### What you have to do
Transcribe each line of the material as it is, and drop any picture.

### Material provided
+-------+

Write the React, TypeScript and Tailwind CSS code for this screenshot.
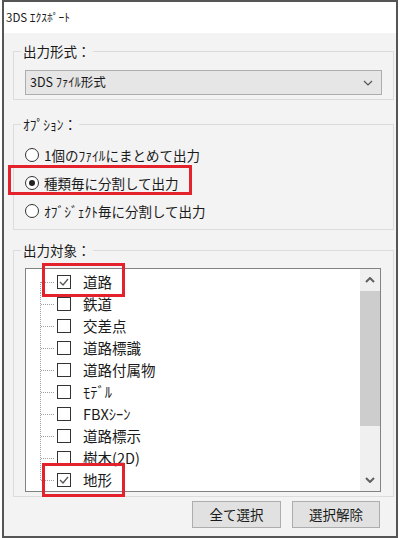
import type React from "react";
import type { ReactElement } from "react";

const items: { label: string; checked: boolean }[] = [
  { label: "道路", checked: true },
  { label: "鉄道", checked: false },
  { label: "交差点", checked: false },
  { label: "道路標識", checked: false },
  { label: "道路付属物", checked: false },
  { label: "ﾓﾃﾞﾙ", checked: false },
  { label: "FBXｼｰﾝ", checked: false },
  { label: "道路標示", checked: false },
  { label: "樹木(2D)", checked: false },
  { label: "地形", checked: true },
];

const radios: { label: string; selected: boolean }[] = [
  { label: "1個のﾌｧｲﾙにまとめて出力", selected: false },
  { label: "種類毎に分割して出力", selected: true },
  { label: "ｵﾌﾞｼﾞｪｸﾄ毎に分割して出力", selected: false },
];

const TreeLine = ({ first, last }: { first: boolean; last: boolean }): ReactElement => (
  <svg width="17" height="22" className="shrink-0">
    <line
      x1="0.5"
      x2="0.5"
      y1={first ? 11 : 0}
      y2={last ? 11 : 22}
      stroke="#a0a0a0"
      strokeDasharray="1 1"
    />
    <line x1="1" x2="15" y1="11.5" y2="11.5" stroke="#a0a0a0" strokeDasharray="1 1" />
  </svg>
);

const CheckBox = ({ checked }: { checked: boolean }): ReactElement => (
  <div className="w-[14px] h-[14px] border border-[#333] bg-white shrink-0 flex items-center justify-center">
    {checked && (
      <svg width="12" height="12" viewBox="0 0 12 12">
        <polyline points="2,6 5,9 10,3" fill="none" stroke="#555" strokeWidth="1.3" />
      </svg>
    )}
  </div>
);

const Radio = ({ selected }: { selected: boolean }): ReactElement => (
  <div className="w-[14px] h-[14px] rounded-full border border-[#333] bg-white shrink-0 flex items-center justify-center">
    {selected && <div className="w-[6px] h-[6px] rounded-full bg-[#222]" />}
  </div>
);

const App: React.FC = (): ReactElement => {
  return (
    <div className="relative w-[400px] h-[538px] bg-white font-['Noto_Sans_CJK_JP',sans-serif] text-[#1a1a1a]">
      <div className="ml-[2px] w-[396px] h-[538px] border-2 border-[#555] flex flex-col">
        {/* title bar */}
        <div className="h-[31px] bg-white flex items-center pl-[2px] text-[11.5px] leading-none">
          3DS ｴｸｽﾎﾟｰﾄ
        </div>

        <div className="flex-1 bg-[#f3f3f3] pt-[9px] pl-[9px] pr-[2px] flex flex-col">
          {/* 出力形式 */}
          <fieldset className="border border-[#dcdcdc] px-[11px] pb-[4px]">
            <legend className="ml-[-4px] px-[2px] text-[13.5px] leading-[18px]">出力形式：</legend>
            <div className="mt-[10px] h-[25px] bg-[#e6e6e6] border border-[#adadad] flex items-center justify-between pl-[4px] pr-[8px] text-[12.5px]">
              <span>3DS ﾌｧｲﾙ形式</span>
              <svg width="10" height="6" viewBox="0 0 10 6">
                <polyline points="1,1 5,5 9,1" fill="none" stroke="#555" strokeWidth="1.2" />
              </svg>
            </div>
          </fieldset>

          {/* オプション */}
          <fieldset className="mt-[15px] border border-[#dcdcdc] px-[11px] pb-[4px]">
            <legend className="ml-[-4px] px-[2px] text-[13.5px] leading-[18px]">ｵﾌﾟｼｮﾝ：</legend>
            <div className="mt-[8px] flex flex-col">
              {radios.map((r) => (
                <div key={r.label} className="h-[28px] flex items-center gap-[5px] text-[13.5px]">
                  <Radio selected={r.selected} />
                  <span>{r.label}</span>
                </div>
              ))}
            </div>
          </fieldset>

          {/* 出力対象 */}
          <fieldset className="mt-[11px] border border-[#dcdcdc] pl-[11px] pr-[12px] pb-[4px]">
            <legend className="ml-[-4px] px-[2px] text-[13.5px] leading-[18px]">出力対象：</legend>
            <div className="mt-[9px] h-[224px] bg-white border border-[#828282] flex">
              <div className="flex-1 pt-[2px] pl-[14px] flex flex-col">
                {items.map((it, i) => (
                  <div key={it.label} className="h-[22px] flex items-center text-[14.5px]">
                    <TreeLine first={i === 0} last={i === items.length - 1} />
                    <CheckBox checked={it.checked} />
                    <span className="ml-[12px]">{it.label}</span>
                  </div>
                ))}
              </div>
              <div className="w-[20px] bg-[#f0f0f0] flex flex-col">
                <div className="h-[22px] flex items-center justify-center">
                  <svg width="10" height="6" viewBox="0 0 10 6">
                    <polyline points="1,5 5,1 9,5" fill="none" stroke="#606060" strokeWidth="2" />
                  </svg>
                </div>
                <div className="h-[135px] bg-[#cdcdcd]" />
                <div className="flex-1" />
                <div className="h-[22px] flex items-center justify-center">
                  <svg width="10" height="6" viewBox="0 0 10 6">
                    <polyline points="1,1 5,5 9,1" fill="none" stroke="#606060" strokeWidth="2" />
                  </svg>
                </div>
              </div>
            </div>
          </fieldset>

          <div className="mt-[4px] mr-[14px] flex justify-end gap-[11px] text-[13.5px]">
            <button className="w-[89px] h-[27px] bg-[#e1e1e1] border border-[#adadad]">全て選択</button>
            <button className="w-[88px] h-[27px] bg-[#e1e1e1] border border-[#adadad]">選択解除</button>
          </div>
        </div>
      </div>

      {/* red annotation boxes */}
      <div className="absolute left-[8px] top-[165px] w-[184px] h-[30px] border-[3px] border-[#e3222b]" />
      <div className="absolute left-[42px] top-[263px] w-[83px] h-[34px] border-[3px] border-[#e3222b]" />
      <div className="absolute left-[42px] top-[463px] w-[83px] h-[34px] border-[3px] border-[#e3222b]" />
    </div>
  );
};

export default App;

+-------+

### Solution for this exercise
Write the React, TypeScript and Tailwind CSS code for this screenshot.
import type React from "react";
import type { ReactElement } from "react";

const items: { label: string; checked: boolean }[] = [
  { label: "道路", checked: true },
  { label: "鉄道", checked: false },
  { label: "交差点", checked: false },
  { label: "道路標識", checked: false },
  { label: "道路付属物", checked: false },
  { label: "ﾓﾃﾞﾙ", checked: false },
  { label: "FBXｼｰﾝ", checked: false },
  { label: "道路標示", checked: false },
  { label: "樹木(2D)", checked: false },
  { label: "地形", checked: true },
];

const radios: { label: string; selected: boolean }[] = [
  { label: "1個のﾌｧｲﾙにまとめて出力", selected: false },
  { label: "種類毎に分割して出力", selected: true },
  { label: "ｵﾌﾞｼﾞｪｸﾄ毎に分割して出力", selected: false },
];

const TreeLine = ({ first, last }: { first: boolean; last: boolean }): ReactElement => (
  <svg width="17" height="22" className="shrink-0">
    <line
      x1="0.5"
      x2="0.5"
      y1={first ? 11 : 0}
      y2={last ? 11 : 22}
      stroke="#a0a0a0"
      strokeDasharray="1 1"
    />
    <line x1="1" x2="15" y1="11.5" y2="11.5" stroke="#a0a0a0" strokeDasharray="1 1" />
  </svg>
);

const CheckBox = ({ checked }: { checked: boolean }): ReactElement => (
  <div className="w-[14px] h-[14px] border border-[#333] bg-white shrink-0 flex items-center justify-center">
    {checked && (
      <svg width="12" height="12" viewBox="0 0 12 12">
        <polyline points="2,6 5,9 10,3" fill="none" stroke="#555" strokeWidth="1.3" />
      </svg>
    )}
  </div>
);

const Radio = ({ selected }: { selected: boolean }): ReactElement => (
  <div className="w-[14px] h-[14px] rounded-full border border-[#333] bg-white shrink-0 flex items-center justify-center">
    {selected && <div className="w-[6px] h-[6px] rounded-full bg-[#222]" />}
  </div>
);

const App: React.FC = (): ReactElement => {
  return (
    <div className="relative w-[400px] h-[538px] bg-white font-['Noto_Sans_CJK_JP',sans-serif] text-[#1a1a1a]">
      <div className="ml-[2px] w-[396px] h-[538px] border-2 border-[#555] flex flex-col">
        {/* title bar */}
        <div className="h-[31px] bg-white flex items-center pl-[2px] text-[11.5px] leading-none">
          3DS ｴｸｽﾎﾟｰﾄ
        </div>

        <div className="flex-1 bg-[#f3f3f3] pt-[9px] pl-[9px] pr-[2px] flex flex-col">
          {/* 出力形式 */}
          <fieldset className="border border-[#dcdcdc] px-[11px] pb-[4px]">
            <legend className="ml-[-4px] px-[2px] text-[13.5px] leading-[18px]">出力形式：</legend>
            <div className="mt-[10px] h-[25px] bg-[#e6e6e6] border border-[#adadad] flex items-center justify-between pl-[4px] pr-[8px] text-[12.5px]">
              <span>3DS ﾌｧｲﾙ形式</span>
              <svg width="10" height="6" viewBox="0 0 10 6">
                <polyline points="1,1 5,5 9,1" fill="none" stroke="#555" strokeWidth="1.2" />
              </svg>
            </div>
          </fieldset>

          {/* オプション */}
          <fieldset className="mt-[15px] border border-[#dcdcdc] px-[11px] pb-[4px]">
            <legend className="ml-[-4px] px-[2px] text-[13.5px] leading-[18px]">ｵﾌﾟｼｮﾝ：</legend>
            <div className="mt-[8px] flex flex-col">
              {radios.map((r) => (
                <div key={r.label} className="h-[28px] flex items-center gap-[5px] text-[13.5px]">
                  <Radio selected={r.selected} />
                  <span>{r.label}</span>
                </div>
              ))}
            </div>
          </fieldset>

          {/* 出力対象 */}
          <fieldset className="mt-[11px] border border-[#dcdcdc] pl-[11px] pr-[12px] pb-[4px]">
            <legend className="ml-[-4px] px-[2px] text-[13.5px] leading-[18px]">出力対象：</legend>
            <div className="mt-[9px] h-[224px] bg-white border border-[#828282] flex">
              <div className="flex-1 pt-[2px] pl-[14px] flex flex-col">
                {items.map((it, i) => (
                  <div key={it.label} className="h-[22px] flex items-center text-[14.5px]">
                    <TreeLine first={i === 0} last={i === items.length - 1} />
                    <CheckBox checked={it.checked} />
                    <span className="ml-[12px]">{it.label}</span>
                  </div>
                ))}
              </div>
              <div className="w-[20px] bg-[#f0f0f0] flex flex-col">
                <div className="h-[22px] flex items-center justify-center">
                  <svg width="10" height="6" viewBox="0 0 10 6">
                    <polyline points="1,5 5,1 9,5" fill="none" stroke="#606060" strokeWidth="2" />
                  </svg>
                </div>
                <div className="h-[135px] bg-[#cdcdcd]" />
                <div className="flex-1" />
                <div className="h-[22px] flex items-center justify-center">
                  <svg width="10" height="6" viewBox="0 0 10 6">
                    <polyline points="1,1 5,5 9,1" fill="none" stroke="#606060" strokeWidth="2" />
                  </svg>
                </div>
              </div>
            </div>
          </fieldset>

          <div className="mt-[4px] mr-[14px] flex justify-end gap-[11px] text-[13.5px]">
            <button className="w-[89px] h-[27px] bg-[#e1e1e1] border border-[#adadad]">全て選択</button>
            <button className="w-[88px] h-[27px] bg-[#e1e1e1] border border-[#adadad]">選択解除</button>
          </div>
        </div>
      </div>

      {/* red annotation boxes */}
      <div className="absolute left-[8px] top-[165px] w-[184px] h-[30px] border-[3px] border-[#e3222b]" />
      <div className="absolute left-[42px] top-[263px] w-[83px] h-[34px] border-[3px] border-[#e3222b]" />
      <div className="absolute left-[42px] top-[463px] w-[83px] h-[34px] border-[3px] border-[#e3222b]" />
    </div>
  );
};

export default App;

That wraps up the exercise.